Это "объяснения" заключенных из Ныроба. В каждом говорится, что Марченко на рабочем объекте и в жилой зоне распространял клевету на наш советский строй и на нашу партию. Таких "улик" можно получить не три, а тридцать три, сколько угодно.
В уголовном лагере, и на работе, и в жилой зоне идет непрерывный пустейший треп. Зэки без конца спорят на все темы, в том числе и на политические. Здесь можно услышать что угодно: от сведений, составляющих государственную тайну, и до живых картинок об интимных отношениях между членами правительства или Политбюро. У каждого, конечно, самая "достоверная информация". Попробуйте усомниться! Лагерная полемика не знает удержу, и в пылу спора из-за пустяка то и дело в ход идут кулаки. Лучше всего не ввязываться в эти диспуты. Даже когда спорящие обращаются к вам как к арбитру, остерегайтесь! Вы знаете, что все они несут чушь, но если попробуете им противоречить, опровергать их, то они объединятся против вас. Только что они готовы были друг другу перервать глотку. Сейчас они сообща перервут ее вам!

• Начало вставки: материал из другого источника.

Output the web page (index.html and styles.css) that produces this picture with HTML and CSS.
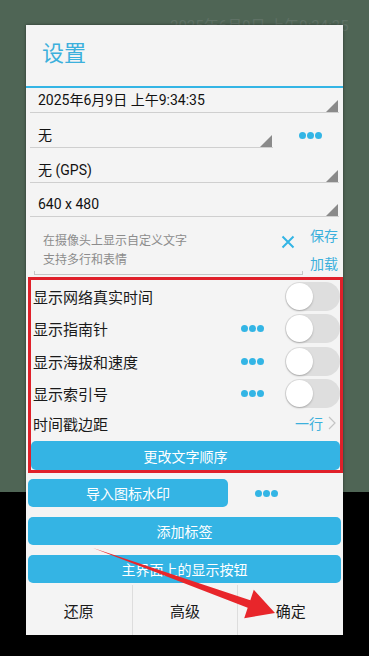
FILE: index.html
```html
<!DOCTYPE html>
<html lang="zh">
<head>
<meta charset="utf-8">
<title>设置</title>
<link rel="stylesheet" href="styles.css">
</head>
<body>
<div class="screen">
  <div class="bg-caption">2025年6月9日 上午9:34:35</div>
  <div class="dialog">
    <div class="header"><h1 class="title">设置</h1></div>

    <div class="spinner spinner-first">
      <span class="spinner-text">2025年6月9日 上午9:34:35</span>
      <span class="tri"></span>
    </div>

    <div class="spinner-row">
      <div class="spinner spinner-short">
        <span class="spinner-text">无</span>
        <span class="tri"></span>
      </div>
      <div class="dots-cell"><span class="dots"><i></i><i></i><i></i></span></div>
    </div>

    <div class="spinner">
      <span class="spinner-text">无 (GPS)</span>
      <span class="tri"></span>
    </div>

    <div class="spinner spinner-last">
      <span class="spinner-text">640 x 480</span>
      <span class="tri"></span>
    </div>

    <div class="note">
      <div class="note-field">
        <div class="note-body">
          <div class="note-hint">在摄像头上显示自定义文字<br>支持多行和表情</div>
          <svg class="clear-icon" width="14" height="14" viewBox="0 0 14 14"><path d="M1.5 1.5 L12.5 12.5 M12.5 1.5 L1.5 12.5" stroke="#33b5e5" stroke-width="2" fill="none"/></svg>
        </div>
        <div class="note-line"></div>
      </div>
      <div class="note-actions">
        <span class="link">保存</span>
        <span class="link">加载</span>
      </div>
    </div>

    <div class="highlight">
      <div class="row">
        <span class="row-label">显示网络真实时间</span>
        <span class="toggle"><span class="knob"></span></span>
      </div>
      <div class="row">
        <span class="row-label">显示指南针</span>
        <span class="dots"><i></i><i></i><i></i></span>
        <span class="toggle"><span class="knob"></span></span>
      </div>
      <div class="row">
        <span class="row-label">显示海拔和速度</span>
        <span class="dots"><i></i><i></i><i></i></span>
        <span class="toggle"><span class="knob"></span></span>
      </div>
      <div class="row">
        <span class="row-label">显示索引号</span>
        <span class="dots"><i></i><i></i><i></i></span>
        <span class="toggle"><span class="knob"></span></span>
      </div>
      <div class="row row-margin">
        <span class="row-label">时间戳边距</span>
        <span class="row-value">一行</span>
        <svg class="chev" width="8" height="14" viewBox="0 0 8 14"><path d="M1 1 L7 7 L1 13" stroke="#c4c4c4" stroke-width="1.2" fill="none"/></svg>
      </div>
      <div class="btn btn-in">更改文字顺序</div>
    </div>

    <div class="btn-row">
      <div class="btn btn-import">导入图标水印</div>
      <div class="dots-cell2"><span class="dots"><i></i><i></i><i></i></span></div>
    </div>
    <div class="btn btn-wide">添加标签</div>
    <div class="btn btn-wide">主界面上的显示按钮</div>

    <div class="footer">
      <div class="footer-btn">还原</div>
      <div class="footer-btn">高级</div>
      <div class="footer-btn">确定</div>
    </div>
  </div>

  <svg class="arrow" width="369" height="656" viewBox="0 0 369 656">
    <polygon points="93,548 250.3,600.2 253.8,589.8 275,613 244.2,618.2 247.7,607.8" fill="#e8262b"/>
  </svg>
</div>
</body>
</html>
```

FILE: styles.css
```css
* { box-sizing: border-box; }

html, body {
  margin: 0;
  padding: 0;
}

body {
  width: 369px;
  height: 656px;
  overflow: hidden;
  background: linear-gradient(to bottom, #4f6555 0, #4f6555 492px, #000 492px, #000 100%);
  font-family: "Roboto", "Noto Sans CJK SC", sans-serif;
  color: #1a1a1a;
}

.screen {
  position: relative;
  width: 369px;
  height: 656px;
  padding-top: 25px;
  padding-left: 26px;
}

.bg-caption {
  position: absolute;
  left: 170px;
  top: 17px;
  font-size: 15px;
  line-height: 18px;
  color: #5f7165;
  white-space: nowrap;
}

.dialog {
  position: relative;
  width: 317px;
  background: #f4f4f4;
  box-shadow: 0 0 3px rgba(0, 0, 0, 0.45);
}

.header {
  height: 63px;
  border-bottom: 2px solid #33b5e5;
  display: flex;
  align-items: center;
  padding-left: 16px;
  padding-bottom: 4px;
}

.title {
  margin: 0;
  font-size: 22px;
  font-weight: normal;
  color: #3cb0dc;
  line-height: 28px;
}

/* spinners */
.spinner {
  display: flex;
  align-items: flex-end;
  height: 35px;
  margin: 0 4px;
  border-bottom: 1px solid #cfcfcf;
}

.spinner-first {
  height: 25px;
}

.spinner-last {
  height: 34px;
}

.spinner-text {
  flex: 1;
  padding-left: 8px;
  font-size: 14px;
  line-height: 24px;
  color: #111;
  white-space: nowrap;
}

.tri {
  width: 12px;
  height: 12px;
  background: #8a8a8a;
  clip-path: polygon(100% 0, 100% 100%, 0 100%);
  margin-right: 1px;
}

.spinner-row {
  display: flex;
  align-items: stretch;
}

.spinner-short {
  width: 243px;
  margin-right: 0;
}

.dots-cell {
  flex: 1;
  display: flex;
  align-items: flex-end;
  padding-bottom: 9px;
  padding-left: 26px;
}

.dots {
  display: inline-flex;
  gap: 1px;
}

.dots i {
  width: 7px;
  height: 7px;
  border-radius: 50%;
  background: #33b5e5;
}

/* note */
.note {
  display: flex;
  height: 60px;
}

.note-field {
  width: 269px;
  margin-left: 8px;
  display: flex;
  flex-direction: column;
}

.note-body {
  display: flex;
  justify-content: space-between;
  align-items: flex-start;
  padding: 15px 8px 0 9px;
  height: 54px;
}

.note-hint {
  font-size: 12px;
  line-height: 19px;
  color: #8c8c8c;
}

.clear-icon {
  margin-top: 3px;
}

.note-line {
  height: 4px;
  border: 1px solid #c6c6c6;
  border-top: none;
}

.note-actions {
  flex: 1;
  display: flex;
  flex-direction: column;
  align-items: center;
  padding-top: 9px;
  padding-left: 2px;
  gap: 8px;
}

.link {
  font-size: 14px;
  line-height: 20px;
  color: #3cb0dc;
}

/* highlight box */
.highlight {
  margin-left: 2px;
  border: 3px solid #e0202a;
  display: flex;
  flex-direction: column;
}

.row {
  display: flex;
  align-items: center;
  height: 32.5px;
  padding-left: 2px;
}

.row-label {
  flex: 1;
  font-size: 15px;
  color: #1a1a1a;
}

.row .dots {
  margin-right: 21px;
}

.toggle {
  width: 55px;
  height: 29px;
  border-radius: 15px;
  background: #dedede;
  display: flex;
  align-items: center;
  padding-left: 1px;
}

.knob {
  width: 27px;
  height: 27px;
  border-radius: 50%;
  background: #fff;
  box-shadow: 0 1px 2px rgba(0, 0, 0, 0.25);
}

.row-margin {
  height: 26px;
  padding-right: 4px;
}

.row-value {
  font-size: 14px;
  color: #3cb0dc;
  margin-right: 5px;
}

.btn {
  height: 29px;
  border-radius: 5px;
  background: #34b4e4;
  color: #fff;
  font-size: 14px;
  display: flex;
  align-items: center;
  justify-content: center;
}

.btn-in {
  margin-top: 5px;
}

.btn-row {
  display: flex;
  align-items: center;
  margin-top: 6px;
  margin-left: 2px;
}

.btn-import {
  width: 200px;
  height: 28px;
}

.dots-cell2 {
  flex: 1;
  padding-left: 27px;
  display: flex;
}

.btn-wide {
  margin: 10px 2px 0 2px;
  height: 28px;
}

.footer {
  display: grid;
  grid-template-columns: 1fr 1fr 1fr;
  height: 50px;
  margin-top: 2px;
}

.footer-btn {
  display: flex;
  align-items: center;
  justify-content: center;
  font-size: 15px;
  color: #1a1a1a;
  border-left: 1px solid #dddddd;
}

.footer-btn:first-child {
  border-left: none;
}

.arrow {
  position: absolute;
  left: 0;
  top: 0;
  pointer-events: none;
}
```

Эта картина знакома мне еще по Карлагу, по пятидесятым годам. Здесь, в Ныробе, в конце шестидесятых, я наблюдал и слышал то же самое. Иногда спорящие обращались ко мне.
Я обычно отмахивался или говорил, что не знаю. На это непременно следовал ответ: - Е... в рот, а еще читает все время!
Вот я лежу в бараке на своей кровати, читаю. В проходе несколько зэков спорят до хрипоты, со взаимными оскорбительными выпадами. Один из них трясет мою кровать за спинку:
– Глухой, ну вот ты скажи, ведь в натуре Ленин был педерастом?